The experiment trajectory is demonstrated by the red line in Figure 7. The approximate location was east longitude 118.790° and north latitude 31.939°. The navigation coordinate frame was the $g$ frame in the beginning, and it switched to the $G$ frame after 300 s. The transpolar navigation was imitated by coordinate system switching.

Figure 7. The experimental trajectory.

Figure 8 illustrates the positions generated by the different methods.

Figure 8. The positions of the two methods with and without filter parameter conversion.

Figure 8 indicates that the filter parameter conversion method proposed in this article can achieve smooth switching between different coordinate systems without oscillation.

The horizontal position RMSEs of these two methods are shown in Figure 9.

Figure 9. The horizontal position RMSEs of multi-information fusion autonomous navigation.
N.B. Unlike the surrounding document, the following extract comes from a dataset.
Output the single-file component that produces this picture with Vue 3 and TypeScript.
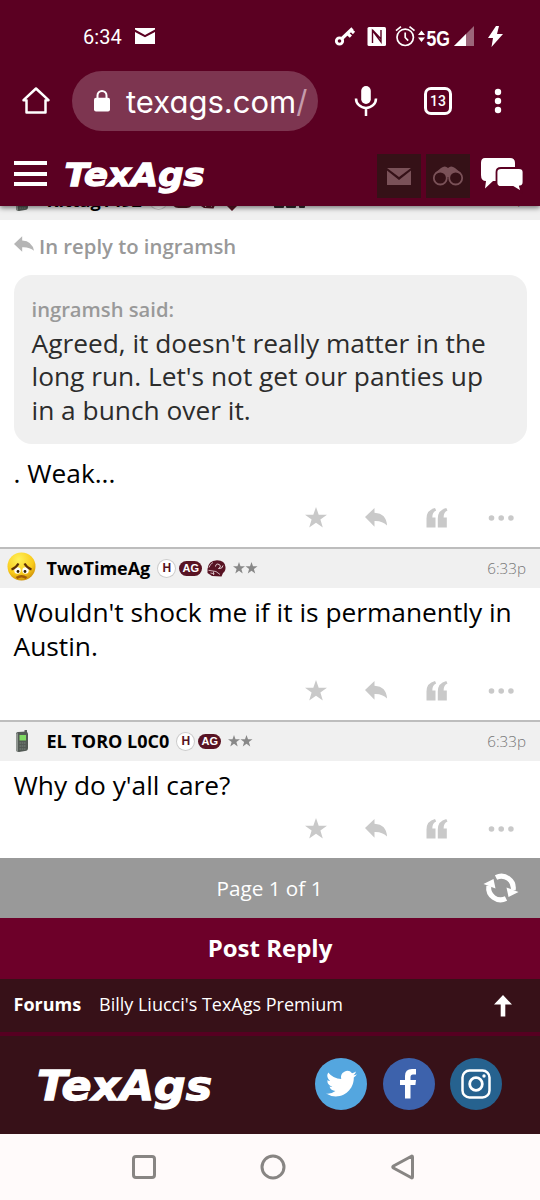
<script setup lang="ts">
interface Post {
  id: number
  name: string
  time: string
  avatar: 'sad' | 'phone'
  helmet: boolean
  heart: boolean
  lines: string[]
  kind: string
}

const posts: Post[] = [
  { id: 1, name: 'Kittag1492', time: '6:32p', avatar: 'phone', helmet: true, heart: true, lines: ['. Weak...'], kind: 'first' },
  { id: 2, name: 'TwoTimeAg', time: '6:33p', avatar: 'sad', helmet: true, heart: false, lines: ["Wouldn't shock me if it is permanently in", 'Austin.'], kind: 'second' },
  { id: 3, name: 'EL TORO L0C0', time: '6:33p', avatar: 'phone', helmet: false, heart: false, lines: ["Why do y'all care?"], kind: 'third' },
]
const quoteLines: string[] = [
  "Agreed, it doesn't really matter in the",
  "long run. Let's not get our panties up",
  'in a bunch over it.',
]
</script>

<template>
  <div class="screen">
    <header class="top">
      <div class="status">
        <span class="clock">6:34</span>
        <svg class="mail" width="20" height="16" viewBox="0 0 20 16"><path d="M0 0H20V1.5L10 7 0 1.5Z M0 4 10 9.3 20 4V16H0Z" fill="#fff" /></svg>
        <svg class="sys" width="170" height="26" viewBox="0 0 170 26" fill="#fff">
          <g fill="none" stroke="#fff">
            <circle cx="4.5" cy="17" r="3.2" stroke-width="2.8" />
            <path d="M7 14.5 17.5 4.5M12.5 9.5l3.4 3.2M16 6.2l3 2.8" stroke-width="3.2" />
          </g>
          <rect x="32.5" y="3" width="18.5" height="19" rx="1.5" />
          <path d="M37.5 19V6.5L46 17.800V6M37.500 6l8.500 9" fill="none" stroke="#5b0022" stroke-width="1.4" />
          <g fill="none" stroke="#fff">
            <circle cx="70.2" cy="13.3" r="8.2" stroke-width="1.7" />
            <path d="M70.2 8.5v5l3 3.2M61 6.7l5-4M79.5 6.7l-5-4" stroke-width="1.7" />
          </g>
          <path d="M83 11 86.5 6.5 90 11ZM83 13.5H90L86.5 18Z" />
          <text x="91.5" y="22" font-size="21.5" font-weight="700" textLength="23.5" lengthAdjust="spacingAndGlyphs" class="net">5G</text>
          <path d="M119 22 139 2V22Z" opacity=".4" />
          <path d="M119 22 131 10V22Z" />
          <path d="M161 2 153 14h5l-1.5 9L168 10h-6l2-8Z" />
        </svg>
      </div>
      <div class="browser">
        <svg class="home" width="30" height="30" viewBox="0 0 30 30" fill="none" stroke="#fff" stroke-width="2.5" stroke-linejoin="round"><path d="M2.5 14.2 15 2.5 27.5 14.2H24.5V26.5H5.5V14.2Z" /></svg>
        <div class="address">
          <svg width="18" height="22" viewBox="0 0 18 22"><path d="M4.5 9V5.5a4.5 4.5 0 0 1 9 0V9" fill="none" stroke="#fff" stroke-width="2" /><rect x="1" y="7.7" width="16" height="13.8" rx="2" fill="#fff" /></svg>
          <span class="url">texags.com<span class="slash">/</span></span>
        </div>
        <svg class="mic" width="24" height="32" viewBox="0 0 24 32" fill="none" stroke="#fff"><rect x="7.2" y="1" width="9.6" height="18" rx="4.8" fill="#fff" stroke="none" /><path d="M2 13.5a10 9.5 0 0 0 20 0M12 23v8" stroke-width="2.5" /></svg>
        <div class="tabs">13</div>
        <svg class="more" width="8" height="26" viewBox="0 0 8 26" fill="#fff"><circle cx="4" cy="4" r="3.2" /><circle cx="4" cy="13" r="3.2" /><circle cx="4" cy="22" r="3.2" /></svg>
      </div>
      <div class="site">
        <div class="burger"><i></i><i></i><i></i></div>
        <svg class="logo" width="146" height="38" viewBox="0 0 146 38"><text x="1.5" y="28" font-size="32.5" textLength="140" lengthAdjust="spacingAndGlyphs">TexAgs</text></svg>
        <div class="tile"><svg width="24" height="17" viewBox="0 0 24 17"><path d="M0 0H24L12 9ZM0 2.5 12 12 24 2.5V17H0Z" fill="#7a5158" /></svg></div>
        <div class="tile">
          <svg width="32" height="20" viewBox="0 0 32 20"><path d="M3 7 9 2q4-3 7 0 3-3 7 0l6 5-4 4H7Z" fill="#7a5158" /><circle cx="8.3" cy="12" r="6.5" fill="#351117" stroke="#7a5158" stroke-width="1.8" /><circle cx="23.7" cy="12" r="6.5" fill="#351117" stroke="#7a5158" stroke-width="1.8" /></svg>
        </div>
        <svg class="chat" width="44" height="36" viewBox="0 0 44 36" fill="#fff">
          <path d="M5 1H30Q35 1 35 6V20Q35 24 31 24H13L5 31.5 6 24Q1 24 1 18V6Q1 1 5 1Z" />
          <path d="M21 11H39Q43.5 11 43.5 15V25Q43.5 29 40 29.5L41.5 35 33 30H21Q16.5 30 16.5 26V15Q16.5 11 21 11Z" stroke="#5b0022" stroke-width="1.8" />
        </svg>
      </div>
    </header>

    <main>
      <article v-for="post in posts" :key="post.id" :class="['post', post.kind]">
        <div class="post-head">
          <div class="avatar">
            <svg v-if="post.avatar === 'sad'" width="30" height="30" viewBox="0 0 30 30">
              <defs><radialGradient id="face" cx=".4" cy=".25" r=".8"><stop offset="0" stop-color="#fff25a" /><stop offset=".65" stop-color="#f9ca1b" /><stop offset="1" stop-color="#c98a08" /></radialGradient></defs>
              <circle cx="14.5" cy="13.5" r="14" fill="url(#face)" />
              <ellipse cx="10.5" cy="17.5" rx="3.2" ry="3.2" fill="#fff" /><ellipse cx="18.5" cy="17.5" rx="3.2" ry="3.2" fill="#fff" />
              <circle cx="11" cy="18.5" r="1.4" fill="#332000" /><circle cx="18" cy="18.500" r="1.4" fill="#332000" />
              <path d="M4.5 16.5Q9 15 11.5 10.5M24.5 16.5Q20 15 17.5 10.5" fill="none" stroke="#5f3005" stroke-width="2.2" />
              <path d="M9.5 25Q14.5 21.5 19.5 25" fill="none" stroke="#a05c08" stroke-width="2.5" />
            </svg>
            <svg v-else width="16" height="24" viewBox="0 0 16 24">
              <path d="M10.5 1h2.5v5h-2.5Z" fill="#5c615d" /><path d="M2 5Q2 3 4 3L12 2.5Q14 3 14 5V19Q14 22 11 22L5 23Q2 23 2 20Z" fill="#535a55" /><path d="M2 5v15q0 3 2 3V4Z" fill="#8e948f" />
              <rect x="5.5" y="6" width="6.5" height="5.5" fill="#7fd962" /><path d="M5.5 14h6M5.5 17h6M5.5 20h6" stroke="#7b837d" stroke-width="1.2" stroke-dasharray="1.6 .6" />
            </svg>
          </div>
          <strong>{{ post.name }}</strong>
          <span class="h">H</span>
          <span class="ag">AG</span>
          <svg v-if="post.helmet" class="helmet" width="19" height="17" viewBox="0 0 19 17">
            <path d="M.5 9Q1 1 10 .3 18 .5 18.5 7q.3 4-2.500 6l-1.500 3.500L5 16 .5 13Z" fill="#581323" />
            <path d="M8.5 6.5Q9 3 12 4.500t-.5 4q4 .5 4.500-3" fill="none" stroke="#e6d5d9" stroke-width="1" />
            <path d="M1.5 10.3 9 11.5 13 14.5M3.5 13l4 .8M6.5 11.5v3.500M2 7.500Q3 4 6 2.500" fill="none" stroke="#d9c2c8" stroke-width=".9" />
          </svg>
          <svg v-if="post.heart" class="heart" width="16" height="17" viewBox="0 0 16 17"><path d="M8 17 0 9Q1 0 8 4 15 0 16 9Z" fill="#581323" /></svg>
          <svg v-if="post.heart" class="flags" width="34" height="16" viewBox="0 0 34 16" fill="#302a2c"><rect width="10" height="16" rx="1" /><rect x="12" width="10" height="16" rx="1" /><rect x="25" width="6" height="16" rx="1" /></svg>
          <svg v-else class="stars" width="25" height="12" viewBox="0 0 25 12" fill="#888"><path id="s" d="M6 0 7.5 4.3H12L8.4 7 9.7 11.5 6 8.8 2.3 11.5 3.6 7 0 4.3H4.5Z" /><use href="#s" x="12.5" /></svg>
          <time>{{ post.time }}</time>
        </div>
        <template v-if="post.id === 1">
          <div class="reply-to">
            <svg width="20" height="17" viewBox="0 0 22 18"><path d="M0 8.5 9 0V4.5Q20 5 22 16 17 11.5 9 12V17Z" fill="#b5b5b5" /></svg>
            <span>In reply to ingramsh</span>
          </div>
          <blockquote>
            <cite>ingramsh said:</cite>
            <p v-for="line in quoteLines" :key="line">{{ line }}</p>
          </blockquote>
        </template>
        <div class="body"><p v-for="line in post.lines" :key="line">{{ line }}</p></div>
        <div class="actions">
          <span><svg width="22" height="21" viewBox="0 0 22 21"><path d="M11 0 13.7 7.7H22L15.4 12.5 17.8 20.5 11 15.7 4.2 20.5 6.6 12.5 0 7.7H8.3Z" /></svg></span>
          <span><svg width="22" height="19" viewBox="0 0 22 19"><path d="M0 9 9.5 0V4.7Q21.5 5.5 22 17.5 17 12.5 9.5 13V18.7Z" /></svg></span>
          <span><svg width="22" height="20" viewBox="0 0 22 20"><path id="q" d="M9 0 10.200 2.500Q6.300 4 6.300 9.500H9.500V19.500H.5V10.500Q.5 2 9 0Z" /><use href="#q" x="11.3" /></svg></span>
          <span><svg width="26" height="6" viewBox="0 0 26 6"><circle cx="3.5" cy="3" r="2.8" /><circle cx="13.2" cy="3" r="2.8" /><circle cx="22.9" cy="3" r="2.8" /></svg></span>
        </div>
      </article>
    </main>

    <div class="pager">
      <span>Page 1 of 1</span>
      <svg width="36" height="30" viewBox="0 0 36 30">
        <g id="turn"><path d="M13 4.5A12 12 0 0 1 30.2 17" fill="none" stroke="#fff" stroke-width="5" /><path d="M23.5 14.5 35.5 19 25.5 24Z" fill="#fff" /></g>
        <use href="#turn" transform="rotate(180 18 15)" />
      </svg>
    </div>
    <div class="post-reply">Post Reply</div>
    <nav class="crumbs">
      <b>Forums</b><span>Billy Liucci's TexAgs Premium</span>
      <svg width="18" height="22" viewBox="0 0 18 22"><path d="M9 0 18 9.5H11.3V21.5H6.7V9.5H0Z" fill="#fff" /></svg>
    </nav>
    <footer>
      <svg class="logo big" width="182" height="46" viewBox="0 0 182 46"><text x="1" y="33" font-size="40" textLength="175" lengthAdjust="spacingAndGlyphs">TexAgs</text></svg>
      <div class="social twitter"><svg width="31" height="26" viewBox="0 0 24 20"><path d="M24 2.4a9.8 9.8 0 0 1-2.8.8A5 5 0 0 0 23.3.4a9.9 9.9 0 0 1-3.1 1.2 4.9 4.9 0 0 0-8.4 4.5A14 14 0 0 1 1.7 1a4.9 4.9 0 0 0 1.5 6.6A4.9 4.9 0 0 1 1 7v.1a4.9 4.9 0 0 0 3.9 4.8 5 5 0 0 1-2.2.1 4.9 4.9 0 0 0 4.6 3.4A9.9 9.9 0 0 1 0 17.4a14 14 0 0 0 7.5 2.2c9.1 0 14.3-7.7 14-14.6A10 10 0 0 0 24 2.4Z" fill="#fff" /></svg></div>
      <div class="social facebook"><svg width="17" height="30" viewBox="0 0 17 30"><path d="M16 0V5.5H13Q10.5 5.5 10.5 8V11H16L15.4 16H10.5V29.5H5V16H0V11H5V7Q5 0 12 0Z" fill="#fff" /></svg></div>
      <div class="social instagram"><svg width="30" height="30" viewBox="0 0 30 30" fill="none" stroke="#fff" stroke-width="2.5"><rect x="1.5" y="1.5" width="27" height="27" rx="7" /><circle cx="15" cy="15" r="6.3" stroke-width="2.8" /><circle cx="23" cy="7" r="1.7" fill="#fff" stroke="none" /></svg></div>
    </footer>
    <div class="system-nav">
      <svg width="26" height="26" viewBox="0 0 26 26"><rect x="2.5" y="2.5" width="21" height="21" rx="2.5" /></svg>
      <svg width="26" height="26" viewBox="0 0 26 26"><circle cx="13" cy="13" r="11" /></svg>
      <svg width="26" height="26" viewBox="0 0 26 26"><path d="M23.5 3V23Q23.5 24.5 22 23.5L4.5 14Q3 13 4.5 12L22 2.5Q23.5 1.5 23.5 3Z" /></svg>
    </div>
  </div>
</template>

<style>
body { margin: 0; background: #fff; }
</style>
<style scoped>
* { box-sizing: border-box; }
p { margin: 0; }
svg { display: block; flex: none; overflow: visible; }
.screen { width: 540px; height: 1200px; overflow: hidden; background: #fff; color: #111; font-family: "Open Sans", "Noto Sans", sans-serif; white-space: nowrap; }
.top { height: 206px; background: #5b0022; color: #fff; position: relative; z-index: 2; box-shadow: 0 2px 5px rgba(0, 0, 0, .5); }
.status { height: 71px; display: flex; padding: 0 0 0 83px; }
.clock { font: 400 20px/24px Roboto, sans-serif; width: 52px; margin-top: 25px; letter-spacing: .1px; }
.mail { margin-top: 28px; }
.sys { margin: 24px 0 0 180px; }
.net { font-family: "Liberation Sans", sans-serif; }
.browser { height: 60px; display: flex; align-items: center; }
.home { margin-left: 21px; }
.address { width: 246px; height: 60px; margin-left: 21px; border-radius: 30px; background: #7d3550; display: flex; align-items: center; padding-left: 21px; }
.url { font: 400 31px/60px Inter, sans-serif; font-feature-settings: "cv11"; margin: 2px 0 0 15px; }
.slash { color: #c59bab; }
.mic { margin-left: 36px; }
.tabs { width: 28px; height: 28px; margin-left: 46px; border: 3px solid #fff; border-radius: 7px; font: 500 14px/22px Roboto, sans-serif; text-align: center; }
.more { margin-left: 42px; }
.site { height: 75px; display: flex; padding-left: 14px; }
.burger { width: 33px; height: 25px; margin-top: 30px; display: flex; flex-direction: column; justify-content: space-between; }
.burger i { height: 4px; background: #fff; }
.logo { margin: 27px 0 0 16px; }
.logo text { font-family: "DejaVu Sans", sans-serif; font-weight: 700; font-style: italic; fill: #fff; stroke: #fff; stroke-width: 1.3; }
.tile { width: 44px; height: 44px; margin: 23px 5px 0 0; background: #351117; display: flex; align-items: center; justify-content: center; }
.logo + .tile { margin-left: 168px; }
.chat { margin: 26px 0 0 5px; }

.post-head { height: 41px; border-top: 2px solid #bdbdbd; background: #f0f0f0; display: flex; align-items: center; padding: 0 14px 1px 0; }
.avatar { width: 46.5px; padding-right: 3px; display: flex; justify-content: center; }
.post-head strong { font-size: 18px; color: #000; }
.h { width: 17px; height: 17px; margin-left: 8px; border-radius: 50%; background: #fff; box-shadow: 0 0 0 1px #ccc; color: #581323; font: 700 12px/17px "Liberation Sans", sans-serif; text-align: center; }
.ag { width: 23px; height: 15px; margin-left: 4px; border-radius: 7.5px; background: #581323; color: #fff; font: 700 11px/15px "Liberation Sans", sans-serif; text-align: center; }
.helmet { margin-left: 5px; }
.heart { margin: 5px 0 0 6px; }
.flags { margin-left: 34px; }
.stars { margin-left: 6.5px; }
time { margin-left: auto; font-size: 15.2px; font-weight: 300; color: #777; }
.first .post-head { margin-top: -27px; }
.first time { margin-top: -5px; }
.reply-to { height: 55px; padding-left: 14px; display: flex; color: #999; font-size: 20.3px; font-weight: 600; line-height: 27px; }
.reply-to svg { margin-top: 16px; }
.reply-to span { margin: 13px 0 0 5px; }
blockquote { margin: 0 13.5px; height: 169px; padding: 21px 18px 0; border-radius: 18px; background: #f0f0f0; color: #2c2c2c; font-size: 26.3px; line-height: 33.7px; }
cite { display: block; height: 30.5px; color: #999; font-size: 20.2px; line-height: 27px; font-weight: 600; font-style: normal; }
.body { padding: 8px 13.5px 0; font-size: 26.3px; line-height: 33.7px; color: #000; }
.first .body { height: 55px; padding-top: 13px; }
.second .body { height: 84px; }
.third .body { height: 49px; }
.actions { display: flex; padding-left: 285.5px; height: 48px; fill: #c9c9c9; }
.actions span { width: 60.6px; height: 37px; display: flex; align-items: center; justify-content: center; }
.actions span:last-child { width: 68px; }

.pager { height: 60px; background: #999; color: #fff; display: flex; align-items: center; font-size: 20.7px; }
.pager span { width: 106px; margin-left: 216.5px; }
.pager svg { margin-left: 160px; }
.post-reply { height: 61px; background: #6d0029; color: #fff; text-align: center; font-size: 24px; font-weight: 700; line-height: 60px; }
.crumbs { height: 57px; border-bottom: 4px solid #560021; background: #371118; color: #fff; display: flex; padding: 12px 0 0 13.5px; font-size: 18px; line-height: 26px; }
.crumbs b { width: 85.5px; }
.crumbs span { width: 394.5px; font-weight: 400; }
.crumbs svg { margin-top: 4px; }
footer { height: 98px; background: #371118; display: flex; }
.big { margin: 31px 97px 0 36px; }
.social { width: 52px; height: 52px; margin: 22px 15.5px 0 0; border-radius: 50%; display: flex; align-items: center; justify-content: center; }
.twitter { background: #54a6df; }
.facebook { background: #3d62ac; }
.instagram { background: #26628f; }
.system-nav { height: 67px; background: #fffafa; display: flex; gap: 103px; padding: 20px 0 0 131px; fill: none; stroke: #888583; stroke-width: 3; }
</style>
Figure 9 also shows that the proposed multi-information fusion autonomous navigation method with filter parameter conversion can effectively reduce the navigation errors caused by coordinate frame switching. Compared with the method without filter parameter conversion, the horizontal position accuracy of the proposed method was enhanced by about 29%.

6. Conclusions

To improve the continuity and smoothness of high-altitude and long-endurance UAV transpolar flight and to optimize autonomous navigation performance, a SINS/SRS/CNS multi-information fusion global autonomous navigation method was proposed. The system equations in the middle–low latitudes and high latitudes were established. The navigation and filter parameter conversion relationships between different coordinate frames were derived. The simulation and experiment verified that the SINS/SRS/CNS multi-information fusion global autonomous navigation method with parameter conversion can effectively improve the accuracy and smoothness and realize non-oscillation switching in transpolar navigation. In the vehicle experiment, the proposed algorithm improved the horizontal position accuracy by more than 29% compared with the multi-information fusion global autonomous navigation method without filter parameter conversion.